Not long ago, SK was seen in a video screaming and attempting to fight a man outside of Zebula Lodge in Limpopo. Other videos of the actor appearing to behave erratically also resurfaced. Some shocked social media users wondered if he was under the influence of some substance, or suffering from depression, while others speculated that he was behaving so strangely because he was bewitched by the mother of one of his children and sangoma, Gogo Maweni.


SK expressed his regret for the behaviour and apologised on social media.

“Forgive me for I have sinned and was trapped in a very dark space. To everyone that I was rude and mean to. My deepest apologies.”


Speaking to TT, he says when he saw the videos but did not recognise himself.

“People don’t care. If I had to tell everybody right now that I don’t remember a single thing of those videos, that scares me,” he says.

“We live in a world where people spike drinks or put things in people’s food. I think about that day and the fact that Black Coffee just won a Grammy award, and all people were talking about is SK. Do people understand that a Grammy is something even me as an actor, I would kill for.” 


SK says the focus shifted from celebrating the Grammy Award, but social media started attacking him.

“That Monday was evidence that we love negativity, and we thrive on it. It was a great moment for Black Coffee, and I felt bad myself because I was going through my own things. I am not heavily religious. But we need a miracle. I am scared of my country. We love to drag people,” he says.

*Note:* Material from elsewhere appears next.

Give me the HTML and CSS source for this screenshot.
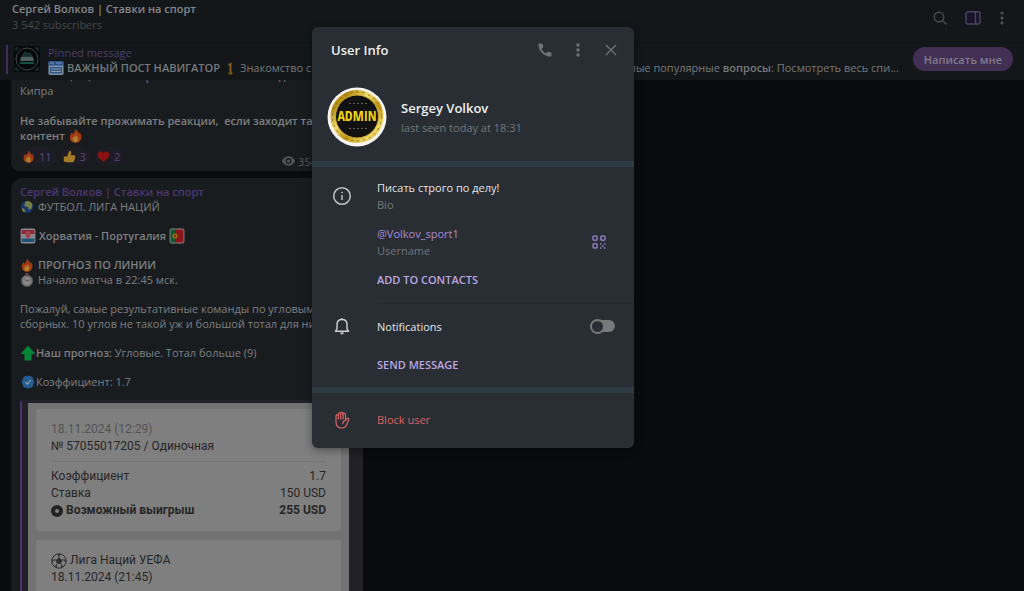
FILE: index.html
```
<!DOCTYPE html>
<html lang="ru">
<head>
<meta charset="utf-8">
<meta name="viewport" content="width=device-width, initial-scale=1">
<title>Сергей Волков | Ставки на спорт</title>
<link rel="stylesheet" href="styles.css">
</head>
<body>
<svg class="defs" aria-hidden="true">
  <defs>
    <symbol id="fire" viewBox="0 0 16 16">
      <path fill="#a33a16" d="M8 0.6c.8 2 3.200 3 4 5.600.3-.5.5-1 .6-1.500C14.600 7 15 11 13 13.500 11.500 15.300 9.800 15.800 8 15.800c-3.500 0-6-2.300-6-5.800C2 7.800 3.300 6.200 4 4.600c.7.6 1 1.200 1.200 2C6.600 5 8 3 8 .6z"/>
      <path fill="#a9822a" d="M8.200 6.500c.3 1.700 2.600 2.800 2.600 5.400 0 2-1.200 3.200-2.900 3.200s-3-1.200-3-3c0-1.500.7-2.200 1.200-3.100.4.4.6.8.7 1.300.9-1 1.400-2.200 1.400-3.800z"/>
    </symbol>
  </defs>
</svg>
<div class="app">
  <header class="topbar">
    <div class="topbar-title">
      <h1 class="chat-name">Сергей Волков | Ставки на спорт</h1>
      <p class="chat-sub">3 542 subscribers</p>
    </div>
    <div class="topbar-tools">
      <button class="tool" aria-label="Search"><svg width="16" height="16" viewBox="0 0 16 16" fill="none" stroke="#484b4e" stroke-width="1.400"><circle cx="7" cy="7" r="4.800"/><path d="M10.500 10.500l4 4"/></svg></button>
      <button class="tool" aria-label="Side panel"><svg width="16" height="16" viewBox="0 0 16 16"><rect x="1" y="1.700" width="14" height="12.300" rx="2" fill="#17132a" stroke="#4c4562" stroke-width="1.400"/><path d="M10.500 2v12" stroke="#4c4562" stroke-width="1.400"/></svg></button>
      <button class="tool" aria-label="More"><svg width="8" height="16" viewBox="0 0 8 16" fill="#505356"><circle cx="4" cy="3" r="1.500"/><circle cx="4" cy="8" r="1.500"/><circle cx="4" cy="13" r="1.500"/></svg></button>
    </div>
  </header>

  <section class="pinned" aria-label="Pinned message">
    <svg class="pin-thumb" width="26" height="26" viewBox="0 0 26 26">
      <rect width="26" height="26" rx="2" fill="#05090a"/>
      <circle cx="13" cy="13" r="11" fill="none" stroke="#3c4548" stroke-width="1"/>
      <path d="M2 5V2h3M21 2h3v3M2 21v3h3M21 24h3v-3" fill="none" stroke="#17463c" stroke-width="1.200"/>
      <path d="M8 11l3-5 3 2 2-1 2 4z" fill="#152b2d" stroke="#2a4b4a" stroke-width=".8"/>
      <path d="M6 15l1-4h12l1 4z" fill="#515f62"/>
      <path d="M6 17h14" stroke="#176352" stroke-width="1.600"/>
    </svg>
    <div class="pin-body">
      <p class="pin-title">Pinned message</p>
      <div class="pin-line">
        <p class="pin-part pin-start">
          <svg class="emoji" width="16" height="16" viewBox="0 0 16 16"><rect x=".5" y="1" width="15" height="14" rx="1.500" fill="#7f90a3"/><rect x=".5" y="1" width="15" height="4.500" rx="1" fill="#29538d"/><path d="M2 3h4M8 3h6" stroke="#8295aa"/><rect x="2" y="7" width="12" height="6.500" fill="#30588b"/><path d="M3 9h10M3 11.500h10" stroke="#8d98a4"/></svg>
          <b>ВАЖНЫЙ ПОСТ НАВИГАТОР</b>
          <svg class="emoji" width="14" height="14" viewBox="0 0 14 14"><path d="M5.500 4.200l2-1.200v9.500M5.500 12.500h4" fill="none" stroke="#81571b" stroke-width="2"/></svg>
          <span>Знакомство с</span>
        </p>
        <p class="pin-part pin-end">самые популярные <b>вопросы</b>: Посмотреть весь спи...</p>
      </div>
    </div>
    <button class="write-btn">Написать мне</button>
  </section>

  <main class="chat">
    <article class="bubble bubble-first">
      <p class="cut">ли Тотал (2.5) Больше проставить в 1 на П. Победа<br>Кипра</p>
      <p class="strong">Не забывайте прожимать реакции,&nbsp; если заходит такой<br>контент <svg class="emoji" width="15" height="15"><use href="#fire"/></svg></p>
      <div class="reactions">
        <button class="reaction"><svg width="13" height="13"><use href="#fire"/></svg>11</button>
        <button class="reaction"><svg width="13" height="13" viewBox="0 0 16 16"><path fill="#a47c25" d="M1 8h4l3-7c2 0 2.600 1.500 2 3.500L9.500 6.500H14c1.500 0 1.500 2 .5 2.300.8.500.7 1.900-.3 2.200.5.700.2 1.700-.6 2 .2 1-.3 2-1.600 2H5.500L1 14z"/></svg>3</button>
        <button class="reaction"><svg width="13" height="13" viewBox="0 0 16 16"><path fill="#8c0f12" d="M8 14.500C3 11 .8 8.500.8 5.500.8 1.300 6 .5 8 4c2-3.500 7.200-2.700 7.200 1.500 0 3-2.200 5.500-7.200 9z"/></svg>2</button>
        <span class="views"><svg width="13" height="10" viewBox="0 0 14 10"><path fill="#55585b" d="M7 0C3.500 0 1.200 2.500 0 5c1.200 2.500 3.500 5 7 5s5.800-2.500 7-5C12.800 2.500 10.500 0 7 0z"/><circle cx="7" cy="5" r="3.200" fill="#191c1f"/><circle cx="7" cy="5" r="1.700" fill="#55585b"/></svg>3542 12:10</span>
      </div>
    </article>

    <article class="bubble bubble-post">
      <div class="post-text">
        <div>
          <h2 class="author">Сергей Волков | Ставки на спорт</h2>
          <p class="row"><svg class="emoji" width="14" height="14" viewBox="0 0 16 16"><circle cx="8" cy="8" r="7" fill="#17366c"/><path d="M6 2c3-2 7 0 8.500 3.500L13 10l-3 1-1-3-4-1zM2 9l3 1 1 4-3-1z" fill="#727f45"/></svg><span>ФУТБОЛ. ЛИГА НАЦИЙ</span></p>
        </div>
        <p class="row strong flags"><svg class="emoji" width="16" height="16" viewBox="0 0 16 16"><rect x=".6" y=".6" width="14.800" height="14.800" rx="2" fill="#888b8d"/><path d="M1.500 2h13v4h-13z" fill="#8a2733"/><path d="M1.500 10.500h13V14h-13z" fill="#1f527b"/><path d="M5.500 3.500h5v5L8 10.500l-2.500-2z" fill="#a3424a"/></svg><span>Хорватия - Португалия</span><svg class="emoji" width="16" height="16" viewBox="0 0 16 16"><rect x=".6" y=".6" width="14.800" height="14.800" rx="2" fill="#888b8d"/><path d="M1.500 1.500h5v13h-5z" fill="#14572c"/><path d="M6 1.500h8.500v13H6z" fill="#8b1519"/><circle cx="6" cy="8" r="2.600" fill="#8d7719"/><circle cx="6" cy="8" r="1.200" fill="#8b2c1d"/></svg></p>
        <div>
          <p class="row strong"><svg class="emoji" width="14" height="14"><use href="#fire"/></svg><span>ПРОГНОЗ ПО ЛИНИИ</span></p>
          <p class="row"><svg class="emoji" width="14" height="14" viewBox="0 0 16 16"><path d="M6 0h4v2H6z" fill="#7c3a39"/><circle cx="8" cy="9" r="6.600" fill="#6f6f70" stroke="#4d4f52"/><circle cx="8" cy="9" r="4.600" fill="#8a8586"/><path d="M8 9L5.500 7.500M8 9l3-1" stroke="#56494a"/></svg><span>Начало матча в 22:45 мск.</span></p>
        </div>
        <p>Пожалуй, самые результативные команды по угловым из<br>сборных. 10 углов не такой уж и большой тотал для них.</p>
        <p class="row tight"><svg class="emoji" width="16" height="16" viewBox="0 0 16 16"><path d="M8 .5L15.500 9H11.500v6.500h-7V9H.5z" fill="#058235"/></svg><span><b>Наш прогноз:</b> Угловые. Тотал больше (9)</span></p>
        <p class="row tight"><svg class="emoji" width="16" height="16" viewBox="0 0 16 16"><path d="M8 2l2 .8 2 .2.6 2L14 8l-1.400 3-.6 2-2 .2L8 14l-2-.8-2-.2-.6-2L2 8l1.400-3L4 3l2-.2z" fill="#235d91" stroke="#235d91"/><path d="M5.500 8l2 2 3.200-4" fill="none" stroke="#8d9eac" stroke-width="1.200"/></svg><span>Коэффициент: 1.7</span></p>
      </div>
      <div class="slip">
        <section class="ticket">
          <p class="ticket-date">18.11.2024 (12:29)</p>
          <p class="ticket-id">№ 57055017205 / Одиночная</p>
          <dl class="sums">
            <div class="sum"><dt>Коэффициент</dt><dd>1.7</dd></div>
            <div class="sum"><dt>Ставка</dt><dd>150 USD</dd></div>
            <div class="sum total"><dt><svg width="12" height="12" viewBox="0 0 12 12"><circle cx="6" cy="6" r="4" fill="none" stroke="#222" stroke-width="4"/></svg>Возможный выигрыш</dt><dd>255 USD</dd></div>
          </dl>
        </section>
        <section class="ticket">
          <p class="league"><svg width="16" height="16" viewBox="0 0 16 16"><circle cx="8" cy="8" r="7.200" fill="none" stroke="#2b2b2b"/><path d="M8 4.800l3.200 2.300L10 10.800H6L4.800 7.100zM5.500.9L8 2.400 10.500.9zM.8 6l1.900 1-.9 3zM15.200 6l-1.900 1 .9 3zM3.300 13l2.400-.5.6 2.500zM12.700 13l-2.400-.5-.6 2.500z" fill="#2b2b2b"/><path d="M8 2v3M2.500 7h2.500M13.500 7H11M6 10.800l-1 2M10 10.800l1 2" stroke="#2b2b2b"/></svg>Лига Наций УЕФА</p>
          <p>18.11.2024 (21:45)</p>
        </section>
      </div>
    </article>
  </main>

  <div class="dialog" role="dialog" aria-modal="true" aria-labelledby="dialog-title">
    <header class="dialog-head">
      <h2 class="dialog-title" id="dialog-title">User Info</h2>
      <button class="tool" aria-label="Call"><svg width="16" height="16" viewBox="0 0 16 16"><path fill="#6e7276" d="M4.700 1.600L2.500 1.500C1.700 1.500 1.300 2 1.400 2.900 1.900 9.200 6.800 14.100 13.100 14.600c.9.100 1.400-.3 1.400-1.100l-.1-2.200c0-.6-.4-1-.9-1.100l-2.200-.4c-.5-.1-.9 0-1.200.4l-1 1.200C7.100 10.400 5.600 8.900 4.600 6.900l1.200-1c.4-.3.5-.7.4-1.200l-.4-2.200c-.1-.5-.5-.9-1.100-.9z"/></svg></button>
      <button class="tool" aria-label="More options"><svg width="16" height="16" viewBox="0 0 16 16" fill="#6e7276"><circle cx="8" cy="3" r="1.700"/><circle cx="8" cy="8" r="1.700"/><circle cx="8" cy="13" r="1.700"/></svg></button>
      <button class="tool" aria-label="Close"><svg width="16" height="16" viewBox="0 0 16 16"><path d="M3 3l10 10M13 3L3 13" stroke="#6e7276" stroke-width="1.400"/></svg></button>
    </header>
    <section class="profile">
      <svg class="avatar" width="60" height="60" viewBox="0 0 60 60" role="img" aria-label="Admin">
        <defs><linearGradient id="gold" x1="0" y1="0" x2="1" y2="1"><stop offset="0" stop-color="#d9b42c"/><stop offset=".2" stop-color="#b48a13"/><stop offset=".4" stop-color="#f0df70"/><stop offset=".6" stop-color="#bd9315"/><stop offset=".8" stop-color="#ecd965"/><stop offset="1" stop-color="#b98d17"/></linearGradient></defs>
        <circle cx="30" cy="30" r="29.500" fill="#f6f5f2"/>
        <circle cx="30" cy="29.500" r="26.500" fill="url(#gold)"/>
        <circle cx="30" cy="29.500" r="24.500" fill="none" stroke="#8d6a10" stroke-width="1" stroke-dasharray="2 4"/>
        <circle cx="30" cy="29.500" r="21.500" fill="#101110" stroke="#d1ac2c"/>
        <path d="M22 16.500h18M22 41.500h18" stroke="#656150" stroke-dasharray="2 2"/>
        <text class="avatar-text" x="30" y="34" text-anchor="middle">ADMIN</text>
      </svg>
      <div class="profile-text">
        <h3 class="profile-name">Sergey Volkov</h3>
        <p class="muted">last seen today at 18:31</p>
      </div>
    </section>
    <section class="block info">
      <svg class="lead" width="20" height="20" viewBox="0 0 20 20" fill="none" stroke="#c3c5c7"><circle cx="10" cy="10" r="8.300" stroke-width="1.500"/><path d="M10 9v5" stroke-width="1.500"/><circle cx="10" cy="6.500" r=".6" fill="#c3c5c7" stroke-width=".6"/></svg>
      <div class="fields">
        <div class="field"><p>Писать строго по делу!</p><p class="muted">Bio</p></div>
        <div class="field user-field">
          <div><a class="handle" href="#">@Volkov_sport1</a><p class="muted">Username</p></div>
          <button class="tool" aria-label="QR code"><svg width="16" height="16" viewBox="0 0 16 16" fill="none" stroke="#8e78bd" stroke-width="1.500"><rect x="2" y="2" width="4.200" height="4.200" rx="1.200"/><rect x="9.800" y="2" width="4.200" height="4.200" rx="1.200"/><rect x="2" y="9.800" width="4.200" height="4.200" rx="1.200"/><path d="M9 10h1.500M13 10h1.500M11 12h1.800M9 14h1.500M13 14h1.500"/></svg></button>
        </div>
        <button class="action">ADD TO CONTACTS</button>
      </div>
    </section>
    <section class="block notify">
      <svg class="lead" width="20" height="20" viewBox="0 0 20 20" fill="none" stroke="#d0d2d4" stroke-width="1.400" stroke-linejoin="round"><path d="M3.500 15.200h13L15 12.800V8.500C15 5.500 13 3.500 10 3.500S5 5.500 5 8.500v4.300zM10 3.500V2"/><path d="M8.500 17.300h3" stroke-width="1.800"/></svg>
      <div class="fields">
        <label class="switch-row">Notifications<input class="switch" type="checkbox"></label>
        <button class="action">SEND MESSAGE</button>
      </div>
    </section>
    <section class="block danger">
      <svg class="lead" width="20" height="20" viewBox="0 0 20 20" fill="none" stroke="#dc6265" stroke-width="1.200" stroke-linecap="round" stroke-linejoin="round"><path d="M4 12V6c0-1.500 2.300-1.500 2.300 0V4c0-1.500 2.400-1.500 2.400 0V3.200c0-1.500 2.400-1.500 2.400 0V4.500c0-1.500 2.400-1.500 2.400 0V10.500l1-1.500c.9-1.300 2.900-.6 2.200.9l-2.200 5C13.300 17.300 12 18 10 18c-3.800 0-6-2-6-6z"/><path d="M6.300 6v3M8.700 4v5M11.100 4v5M13.500 10.500c-2 .5-2.800 1.700-2.800 3.200"/></svg>
      <button class="block-btn">Block user</button>
    </section>
  </div>
</div>
</body>
</html>
```

FILE: styles.css
```
* { box-sizing: border-box; }
body, h1, h2, h3, p, dl, dd { margin: 0; }
body {
  background: #0a0b0d;
  color: #7d7f81;
  font: 11px/15px "Open Sans", "Noto Sans", sans-serif;
}
button {
  border: 0;
  padding: 0;
  background: none;
  color: inherit;
  font: inherit;
  text-align: left;
}
b, .strong { font-weight: 600; }
.defs { position: absolute; width: 0; height: 0; }
.app {
  position: relative;
  display: flex;
  flex-direction: column;
  height: 100vh;
  overflow: hidden;
}
.emoji { flex: none; vertical-align: -3px; }
.tool { display: flex; flex: none; }

.topbar {
  display: flex;
  flex: none;
  justify-content: space-between;
  height: 42px;
  padding: 1px 18px 0 12px;
  background: #13171a;
}
.chat-name { color: #85878a; font-size: 11px; font-weight: 600; line-height: 16px; }
.chat-sub { color: #44474a; line-height: 16px; }
.topbar-tools { display: flex; align-items: center; gap: 17px; padding-bottom: 8px; }

.pinned {
  display: flex;
  flex: none;
  align-items: flex-start;
  gap: 8px;
  height: 38px;
  padding: 2px 11px 0 6px;
  border-top: 1px solid #111417;
  background: #13171a;
}
.pin-thumb {
  flex: none;
  box-sizing: content-box;
  padding: 1px 0 2px 6px;
  border-left: 2px solid #3c2e58;
}
.pin-body { flex: 1; min-width: 0; }
.pin-title { color: #4c3d6d; }
.pin-line { display: flex; justify-content: space-between; color: #77797b; }
.pin-part { display: flex; align-items: center; gap: 3px; height: 15px; white-space: pre; }
.pin-end { display: block; margin-right: 6px; }
.write-btn {
  flex: none;
  height: 24px;
  margin-top: 2px;
  padding: 0 11px;
  border-radius: 12px;
  background: #412f54;
  color: #827b8b;
  font-weight: 600;
}

.chat {
  display: flex;
  flex: 1;
  flex-direction: column;
  gap: 7px;
  min-height: 0;
  overflow: hidden;
  padding-left: 11px;
}
.bubble { flex: none; width: 352px; background: #191c1f; }
.bubble-first {
  margin-top: -12px;
  padding: 0 9px 6px;
  border-bottom-left-radius: 8px;
}
.cut { margin-bottom: 15px; white-space: nowrap; }
.reactions { display: flex; gap: 5px; margin-top: 4px; }
.reaction {
  display: flex;
  align-items: center;
  gap: 4px;
  height: 18px;
  padding: 0 4px 0 2px;
  border-radius: 9px;
  background: #1e1d26;
  color: #594879;
}
.views { display: flex; align-items: center; gap: 3px; margin: 6px 0 -4px auto; color: #55585b; }

.bubble-post { border-radius: 12px 12px 0 0; }
.post-text {
  display: flex;
  flex-direction: column;
  gap: 14px;
  padding: 6px 9px 11px;
  white-space: nowrap;
}
.author { color: #4e3671; font-size: 11px; font-weight: 600; line-height: 15px; }
.row { display: flex; align-items: center; gap: 4px; height: 15px; }
.row.flags { gap: 3px; }
.row.tight { gap: 0; }

.slip {
  display: flex;
  flex-direction: column;
  gap: 9px;
  margin-left: 9px;
  padding: 6px 22px 9px 8px;
  border: solid #222028;
  border-width: 3px 14px 0 0;
  border-left: 2px solid #4b356b;
  background: #737373;
  box-shadow: inset 6px 0 #222028;
  color: #262626;
  font: 12px/17px Roboto, sans-serif;
}
.ticket { margin: 0 -14px 0 6px; padding: 12px 15px; border-radius: 3px; background: #7f7f7f; }
.ticket-date { color: #535353; }
.ticket-id { padding-bottom: 6px; border-bottom: 1px solid #747474; }
.sums { padding-top: 6px; }
.sum { display: flex; justify-content: space-between; }
.total { font-weight: 700; }
.total dt { display: flex; align-items: center; gap: 3px; }
.league { display: flex; align-items: center; gap: 3px; }

.dialog {
  position: absolute;
  top: 27px;
  left: 312px;
  width: 322px;
  border-radius: 6px;
  background: #282e33;
  box-shadow: 0 2px 8px #0006;
  color: #e4e5e6;
}
.dialog-head { display: flex; align-items: center; gap: 17px; padding: 13px 15px 13px 19px; }
.dialog-title { flex: 1; color: #f0f0f1; font-size: 13px; font-weight: 600; line-height: 20px; }
.profile { display: flex; align-items: center; gap: 14px; padding: 14px 15px 14px; }
.avatar-text {
  fill: #f0d414;
  font: 700 14px "Liberation Sans Narrow", "Open Sans Condensed", "DejaVu Sans Condensed", sans-serif;
}
.profile-name { color: #f0f0f1; font-size: 13px; font-weight: 600; line-height: 20px; }
.profile-text { line-height: 20px; padding-top: 2px; }
.muted { color: #73777b; }
.block { display: flex; gap: 25px; padding: 0 0 0 20px; }
.lead { flex: none; }
.fields { flex: 1; }
.info { padding-top: 12px; border-top: 6px solid #303c44; }
.info .lead { margin-top: 7px; }
.field { margin-bottom: 12px; line-height: 17px; }
.user-field { display: flex; align-items: center; justify-content: space-between; padding-right: 27px; }
.handle { display: block; color: #a88bd9; text-decoration: none; }
.action { display: block; color: #bda6e3; font-weight: 600; line-height: 17px; }
.notify { padding-top: 12px; padding-bottom: 14px; }
.info .fields { padding-bottom: 15px; border-bottom: 1px solid #252a2f; }
.switch-row {
  display: flex;
  align-items: center;
  justify-content: space-between;
  height: 20px;
  margin-bottom: 20px;
  padding-right: 19px;
}
.switch {
  display: flex;
  align-items: center;
  width: 24px;
  height: 12px;
  margin: 0;
  border-radius: 6px;
  background: #77797b;
  appearance: none;
}
.switch::before {
  content: "";
  box-sizing: border-box;
  width: 15px;
  height: 15px;
  flex: none;
  margin-left: -1px;
  border: 2px solid #77797b;
  border-radius: 50%;
  background: #282e33;
}
.danger { align-items: center; padding-top: 17px; padding-bottom: 18px; border-top: 6px solid #303c44; }
.block-btn { color: #dc6265; line-height: 20px; }
```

“Uncle Sho (Shona Ferguson) said, ‘A negative mind can never have a positive life.’ Correct me if I’m wrong, but my perception is we all have problems, money, love, religion, family, or some sort of a problem. But if your heart is not pure, you use Twitter, Facebook, and Instagram as soon as SK goes through shit to get your answers through me by being nasty to me, you have a problem.”


After the videos surfaced, again, SK apologized. With eyes full of tears, he says he sent an apology for something he does not remember.

“I was apologising for something that I didn’t even know. I looked at those videos and couldn’t even recognize that person, myself. I asked, ‘who the fuck is this?”


But he adds that he is currently dealing with a personal matter that he cannot share as yet.

“There’s a very tough journey that I am going through and not allowed to talk about right now, it's one of the hardest things I have had to go through in my life. With that said, as hard as it is and as tough as I am because I am built out of steel, I don’t have the balls to take my life. I never thought of it. I say, this too shall pass.”


Despite the negativity, SK says he loves acting but wishes to take away the fame and what comes with it. 

“I love what I do but I am not what I do. If I was Shaka, I’d have a gun and own a few pistols.”


He adds that he often has a challenge getting out of character because he is not professionally trained.

“I am a multi-award-winning actor who never went into a classroom. So, I have difficulty breaking out of character. In season one of The Queen, I had to sleep on the couch because of the nightmares I was having. I am able to say wrap and go home to my family. But when comes time to sleep, I am kicking on the bed. Instead of kicking my partner, I slept on the couch.” 


He says that he slept on the couch for six months because of nightmares.

SK loves acting and his fans and he enjoys being stopped for a picture and a greeting but says often fans don’t know when to give him space, especially when he is with his children and family.

“I love people in general. It’s an amazing thing to run into someone whether they call me Shaka or SK. It means you take time to watch me and then when you run into me you appreciate the work. Black people greet strangers every day,” he says. 


“There is a word called entitlement; you watch me on screen when you see me in real life, I am still human, I breathe and speak. I am just on-screen. It becomes tough when I am with my kids. But it’s sad that parents with their kids, get up and walk up to my table and ask for a picture. I never want to see a day where I leave my flesh and blood to entertain someone else. Instead of me cheering for my daughter, I have people asking for pictures and I missed the moment. I got to a point when I taught my kids, to say, I am sorry, but my daddy doesn’t take pictures in front of us. My 7-year-old loves it.”


He says he recently lost someone very close to him and that made him realise a few things in life.

“The hardest thing for a man to do is open up. Indoda iyohlezi iyindoda (A man will always be a man). Without women, there is no life. God gives us more and more because you have the capabilities to bring life, men can’t do that. Because talking is not easy, I cry in the shower,” he says.

“I live in a country when I speak about it, it’s easy to judge. People need to stop listening to respond but listen to understand. It is something that is not easy for human beings. The biggest machine you can take care of is the mind.”


He publicly apologized to anyone and everyone he has ever hurt.

“To anyone I have hurt or disrespected, I humbly apologise.”